Mi abuela Dalinda me recuerda que escribir es una forma de vencer al tiempo y conjurar el olvido, trascender la finitud de nuestra existencia.
Ella está, como dicen los chinos, en el cielo del oeste, al otro lado de la vida.
En una noche de lluvia finita cerré los ojos obstinadamente e imaginé una Navidad donde las mujeres descorrían los velos de sus roles tradicionales y eran capaces de construir relaciones sin claroscuros, caminar al ritmo de las gacelas y ser ellas mismas sin temor al escándalo o al fracaso. Eran mujeres dispuestas a vivir sueños propios, transitar ufanas sus grutas interiores y aprender a mecer sus soledades, porque la autonomía femenina se construye en un camino bifurcado de tropiezos y derrotas, sinsabores y alegrías.
La Navidad hoy tiene poco que decir para las mujeres rehenes de Hamás que aún esperan regresar a sus hogares y a sus vidas; para las iraníes cuyos derechos más elementales han sido conculcados a la vista y paciencia de propios y extraños; para las migrantes cuyas vidas se deslizan en una constante de inseguridad jurídica y económica; para las niñas y jóvenes desaparecidas en un mundo donde el valor de la vida humano equivale al de una mercancía perecible mientras las madres buscadoras insisten ante gobiernos indiferentes; para las niñas y niños que son acosados diariamente en las escuelas por la crueldad de compañeros y compañeras que no entienden la riqueza de la diversidad en todas sus formas, ni que hacer el bien es parte de lo mejor de la condición humana.

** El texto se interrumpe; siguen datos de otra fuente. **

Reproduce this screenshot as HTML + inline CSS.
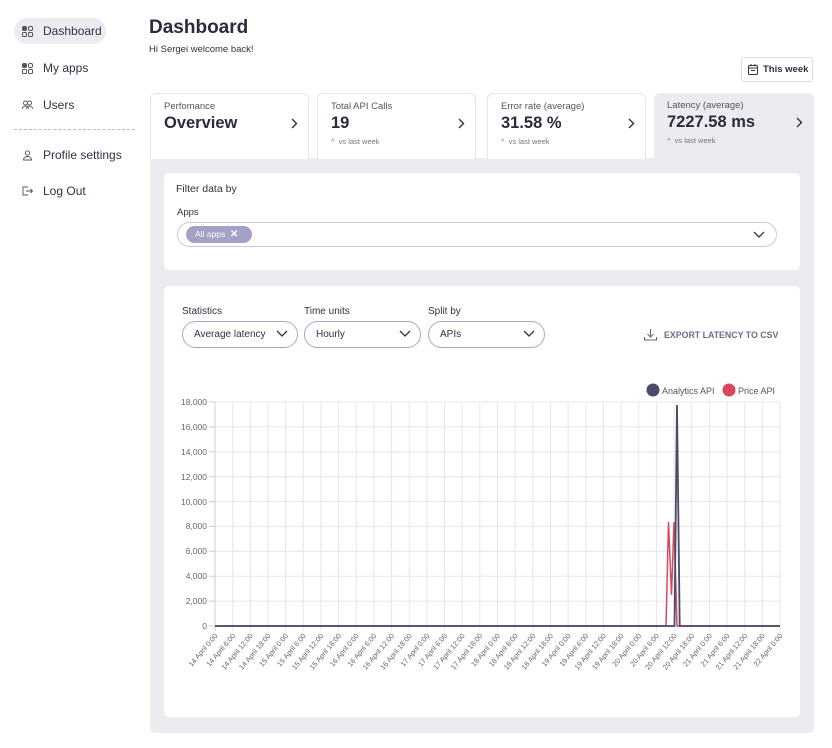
<!DOCTYPE html>
<html><head><meta charset="utf-8"><style>
*{box-sizing:border-box;margin:0;padding:0}
body{width:832px;height:748px;background:#fff;font-family:"Liberation Sans",sans-serif;color:#2f3142;position:relative;overflow:hidden}
.a{position:absolute}
.nav{position:absolute;left:14px;height:26px;width:92px;font-size:12px;color:#2f3142;display:flex;align-items:center;padding-left:8px;white-space:nowrap}
.nav svg{margin-right:10px}
.card{position:absolute;top:93px;height:66px;background:#fff;border:1px solid #e4e5ea;border-bottom:none;border-radius:6px 6px 0 0}
.card .t{position:absolute;left:13px;top:7px;font-size:9.5px;color:#555}
.card .v{position:absolute;left:13px;top:20px;font-size:16.5px;font-weight:bold;color:#2a2c3c}
.card .s{position:absolute;left:13px;top:43px;font-size:7.5px;color:#777}
.card .c{position:absolute;right:10px;top:24px}
.sel{position:absolute;top:321px;height:27px;border:1px solid #a9a6cc;border-radius:14px;font-size:10px;color:#2f3142;padding:7px 0 0 11px}
.sel svg{position:absolute;right:9px;top:8px}
.lbl{position:absolute;top:306px;font-size:10px;color:#2f3142}
</style></head><body>
<div class="nav" style="top:18px;background:#ebecf2;border-radius:13px">
<svg width="11" height="11" viewBox="0 0 11 11" fill="none" stroke="#555" stroke-width="1"><rect x=".5" y=".5" width="4" height="4" rx="1.5" fill="#555"/><rect x="6.5" y=".5" width="4" height="4" rx="1.5"/><rect x=".5" y="6.5" width="4" height="4" rx="1"/><rect x="6.5" y="6.5" width="4" height="4" rx="1"/></svg>Dashboard</div>
<div class="nav" style="top:55px">
<svg width="11" height="11" viewBox="0 0 11 11" fill="none" stroke="#555" stroke-width="1"><rect x=".5" y=".5" width="4" height="4" rx="1.5" fill="#555"/><rect x="6.5" y=".5" width="4" height="4" rx="1.5"/><rect x=".5" y="6.5" width="4" height="4" rx="1"/><rect x="6.5" y="6.5" width="4" height="4" rx="1"/></svg>My apps</div>
<div class="nav" style="top:92px">
<svg width="11" height="10" viewBox="0 0 11 10" fill="none" stroke="#555" stroke-width="0.9"><circle cx="3.5" cy="3" r="2"/><circle cx="7.5" cy="3" r="2"/><path d="M.5 9c0-2 1.5-3 3-3s3 1 3 3M4.5 9c0-2 1.5-3 3-3s3 1 3 3"/></svg>Users</div>
<div class="a" style="left:14px;top:129px;width:121px;border-top:1px dashed #bbb"></div>
<div class="nav" style="top:142px;width:130px">
<svg width="11" height="11" viewBox="0 0 11 11" fill="none" stroke="#555" stroke-width="0.9"><circle cx="5.5" cy="3" r="2.2"/><path d="M1.5 10c0-2.5 2-3.5 4-3.5s4 1 4 3.5z"/></svg>Profile settings</div>
<div class="nav" style="top:178px">
<svg width="11" height="10" viewBox="0 0 11 10" fill="none" stroke="#555" stroke-width="0.9"><path d="M6 1H1v8h5M4 5h6.5M8.5 3l2 2-2 2"/></svg>Log Out</div>

<div class="a" style="left:149px;top:17px;font-size:19px;font-weight:bold;color:#2a2c3c">Dashboard</div>
<div class="a" style="left:149px;top:44px;font-size:9.5px;color:#2f3142">Hi Sergei welcome back!</div>
<div class="a" style="left:741px;top:57px;width:72px;height:25px;border:1px solid #ddd;border-radius:3px;font-size:9.5px;font-weight:bold;padding:6px 0 0 21px">
<svg class="a" style="left:6px;top:6px" width="10" height="11" viewBox="0 0 10 11" fill="none" stroke="#333" stroke-width="1"><rect x=".5" y="1.5" width="9" height="9" rx="1"/><path d="M.5 4h9M3 6.5h4M3 0v2M7 0v2"/></svg>This week</div>

<div class="a" style="left:150px;top:158px;width:664px;height:575px;background:#ebecf0;border-radius:0 0 5px 5px"></div>
<div class="a" style="left:654px;top:93px;width:160px;height:66px;background:#ebecf0;border-radius:6px 6px 0 0"></div>
<div class="card" style="left:150px;width:159px"><div class="t">Perfomance</div><div class="v">Overview</div><svg class="c" width="7" height="11" viewBox="0 0 7 11" fill="none" stroke="#333" stroke-width="1.4"><path d="M1 1l4.5 4.5L1 10"/></svg></div>
<div class="card" style="left:317px;width:159px"><div class="t">Total API Calls</div><div class="v">19</div><div class="s">^ &nbsp;vs last week</div><svg class="c" width="7" height="11" viewBox="0 0 7 11" fill="none" stroke="#333" stroke-width="1.4"><path d="M1 1l4.5 4.5L1 10"/></svg></div>
<div class="card" style="left:487px;width:159px"><div class="t">Error rate (average)</div><div class="v">31.58 %</div><div class="s">^ &nbsp;vs last week</div><svg class="c" width="7" height="11" viewBox="0 0 7 11" fill="none" stroke="#333" stroke-width="1.4"><path d="M1 1l4.5 4.5L1 10"/></svg></div>
<div class="card" style="left:654px;width:159px;background:transparent;border:none"><div class="t">Latency (average)</div><div class="v">7227.58 ms</div><div class="s">^ &nbsp;vs last week</div><svg class="c" width="7" height="11" viewBox="0 0 7 11" fill="none" stroke="#333" stroke-width="1.4"><path d="M1 1l4.5 4.5L1 10"/></svg></div>

<div class="a" style="left:164px;top:173px;width:636px;height:97px;background:#fff;border-radius:5px"></div>
<div class="a" style="left:176px;top:183px;font-size:10.5px;color:#2f3142">Filter data by</div>
<div class="a" style="left:177px;top:207px;font-size:9.5px;color:#2f3142">Apps</div>
<div class="a" style="left:177px;top:222px;width:600px;height:25px;border:1px solid #c9c7e0;border-radius:13px"></div>
<div class="a" style="left:186px;top:226px;width:66px;height:17px;background:#a3a1c6;border-radius:9px;color:#fff;font-size:8.5px;padding:3px 0 0 9px">All apps &nbsp;<b style="font-size:10px">✕</b></div>
<svg class="a" style="left:753px;top:231px" width="12" height="7" viewBox="0 0 12 7" fill="none" stroke="#333" stroke-width="1.3"><path d="M1 1l5 5 5-5"/></svg>

<div class="a" style="left:164px;top:286px;width:636px;height:431px;background:#fff;border-radius:5px"></div>
<div class="lbl" style="left:182px">Statistics</div>
<div class="lbl" style="left:304px">Time units</div>
<div class="lbl" style="left:428px">Split by</div>
<div class="sel" style="left:182px;width:116px">Average latency<svg width="12" height="7" viewBox="0 0 12 7" fill="none" stroke="#333" stroke-width="1.3"><path d="M1 1l5 5 5-5"/></svg></div>
<div class="sel" style="left:304px;width:117px">Hourly<svg width="12" height="7" viewBox="0 0 12 7" fill="none" stroke="#333" stroke-width="1.3"><path d="M1 1l5 5 5-5"/></svg></div>
<div class="sel" style="left:428px;width:117px">APIs<svg width="12" height="7" viewBox="0 0 12 7" fill="none" stroke="#333" stroke-width="1.3"><path d="M1 1l5 5 5-5"/></svg></div>
<svg class="a" style="left:644px;top:328px" width="13" height="13" viewBox="0 0 13 13" fill="none" stroke="#666" stroke-width="1"><path d="M6.5 1v8M3.5 6l3 3 3-3M.5 9v3h12V9"/></svg>
<div class="a" style="left:664px;top:330px;font-size:8.8px;font-weight:bold;color:#6e6c8a">EXPORT LATENCY TO CSV</div>

<svg class="a" style="left:0;top:0" width="832" height="748" font-family="Liberation Sans, sans-serif">
<g stroke="#e6e6e6" stroke-width="1">
<path d="M215 402H780M215 426.9H780M215 451.8H780M215 476.7H780M215 501.6H780M215 526.4H780M215 551.3H780M215 576.2H780M215 601.1H780"/>
<path d="M232.7 402V631M250.3 402V631M268 402V631M285.6 402V631M303.3 402V631M320.9 402V631M338.6 402V631M356.2 402V631M373.9 402V631M391.6 402V631M409.2 402V631M426.9 402V631M444.5 402V631M462.2 402V631M479.8 402V631M497.5 402V631M515.2 402V631M532.8 402V631M550.5 402V631M568.1 402V631M585.8 402V631M603.4 402V631M621.1 402V631M638.7 402V631M656.4 402V631M674.1 402V631M691.7 402V631M709.4 402V631M727 402V631M744.7 402V631M762.3 402V631M780 402V631"/>
<path d="M209 402H215M209 426.9H215M209 451.8H215M209 476.7H215M209 501.6H215M209 526.4H215M209 551.3H215M209 576.2H215M209 601.1H215M209 626H215" stroke="#ccc"/>
<path d="M215 402V631" stroke="#ccc"/>
</g>
<g font-size="8.5" fill="#666" text-anchor="end">
<text x="207" y="405">18,000</text><text x="207" y="430">16,000</text><text x="207" y="455">14,000</text><text x="207" y="480">12,000</text><text x="207" y="505">10,000</text><text x="207" y="529">8,000</text><text x="207" y="554">6,000</text><text x="207" y="579">4,000</text><text x="207" y="604">2,000</text><text x="207" y="629">0</text>
</g>
<g font-size="7.3" fill="#666" text-anchor="end">
<text transform="translate(218,636) rotate(-50)">14 April 0:00</text>
<text transform="translate(235.7,636) rotate(-50)">14 April 6:00</text>
<text transform="translate(253.3,636) rotate(-50)">14 April 12:00</text>
<text transform="translate(271,636) rotate(-50)">14 April 18:00</text>
<text transform="translate(288.6,636) rotate(-50)">15 April 0:00</text>
<text transform="translate(306.3,636) rotate(-50)">15 April 6:00</text>
<text transform="translate(323.9,636) rotate(-50)">15 April 12:00</text>
<text transform="translate(341.6,636) rotate(-50)">15 April 18:00</text>
<text transform="translate(359.2,636) rotate(-50)">16 April 0:00</text>
<text transform="translate(376.9,636) rotate(-50)">16 April 6:00</text>
<text transform="translate(394.6,636) rotate(-50)">16 April 12:00</text>
<text transform="translate(412.2,636) rotate(-50)">16 April 18:00</text>
<text transform="translate(429.9,636) rotate(-50)">17 April 0:00</text>
<text transform="translate(447.5,636) rotate(-50)">17 April 6:00</text>
<text transform="translate(465.2,636) rotate(-50)">17 April 12:00</text>
<text transform="translate(482.8,636) rotate(-50)">17 April 18:00</text>
<text transform="translate(500.5,636) rotate(-50)">18 April 0:00</text>
<text transform="translate(518.2,636) rotate(-50)">18 April 6:00</text>
<text transform="translate(535.8,636) rotate(-50)">18 April 12:00</text>
<text transform="translate(553.5,636) rotate(-50)">18 April 18:00</text>
<text transform="translate(571.1,636) rotate(-50)">19 April 0:00</text>
<text transform="translate(588.8,636) rotate(-50)">19 April 6:00</text>
<text transform="translate(606.4,636) rotate(-50)">19 April 12:00</text>
<text transform="translate(624.1,636) rotate(-50)">19 April 18:00</text>
<text transform="translate(641.7,636) rotate(-50)">20 April 0:00</text>
<text transform="translate(659.4,636) rotate(-50)">20 April 6:00</text>
<text transform="translate(677.1,636) rotate(-50)">20 April 12:00</text>
<text transform="translate(694.7,636) rotate(-50)">20 April 18:00</text>
<text transform="translate(712.4,636) rotate(-50)">21 April 0:00</text>
<text transform="translate(730,636) rotate(-50)">21 April 6:00</text>
<text transform="translate(747.7,636) rotate(-50)">21 April 12:00</text>
<text transform="translate(765.3,636) rotate(-50)">21 April 18:00</text>
<text transform="translate(783,636) rotate(-50)">22 April 0:00</text>
</g>
<path d="M215 626H666L668.5 522L671.5 595L674 522L677 626H780" fill="none" stroke="#d9475e" stroke-width="1.5"/>
<path d="M215 626H674.5L677 405L679.7 626H780" fill="none" stroke="#4a4a6a" stroke-width="1.8"/>
<circle cx="653" cy="390" r="6.5" fill="#4a4a6a"/>
<text x="662" y="394" font-size="9" fill="#555">Analytics API</text>
<circle cx="729" cy="390" r="6.5" fill="#d9475e"/>
<text x="738" y="394" font-size="9" fill="#555">Price API</text>
</svg>
</body></html>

Tantas maneras en que la Navidad muestra que la condición humana no se encuentra dignificada, sino degradada y maltrecha. Pero, también está la condición humana que, desde Edgar Morin interroga y se completa por y en la cultura. Es en esa racionalidad e irracionalidad donde se imbuye el examen y el estudio de la complejidad humana. Por eso, los estertores de las guerras y sus degradaciones, las deportaciones, los odios irracionales y el fanatismo deben detenerse por unas horas para atender al llamado de la celebración común de ser humanos que es la Navidad.
Una Navidad que al movilizar los sentimientos y las emociones, traiga también la esperanza. Una esperanza que no se desgasta ni se desluce, sino que resplandece en la más profunda oscuridad para recordarnos que los seres humanos, aunque debilitados por el tiempo y la fortuna como decía Tennyson en su poema Ulises, a través de la voluntad se es capaz de buscar, hallar y no flaquear.
Es depositar la confianza en que la búsqueda y el encuentro son las mejores formas de entender a otros, que la esperanza es imbatible y exige ser cultivada por igual, en hombres y mujeres de buena voluntad, que se comprometan con pacificar sus almas y sus mentes. Entonces, la Navidad tendrá sentido. Valdrá la pena creer en ella. Porque habrá traído dignidad en un mundo que no la considera.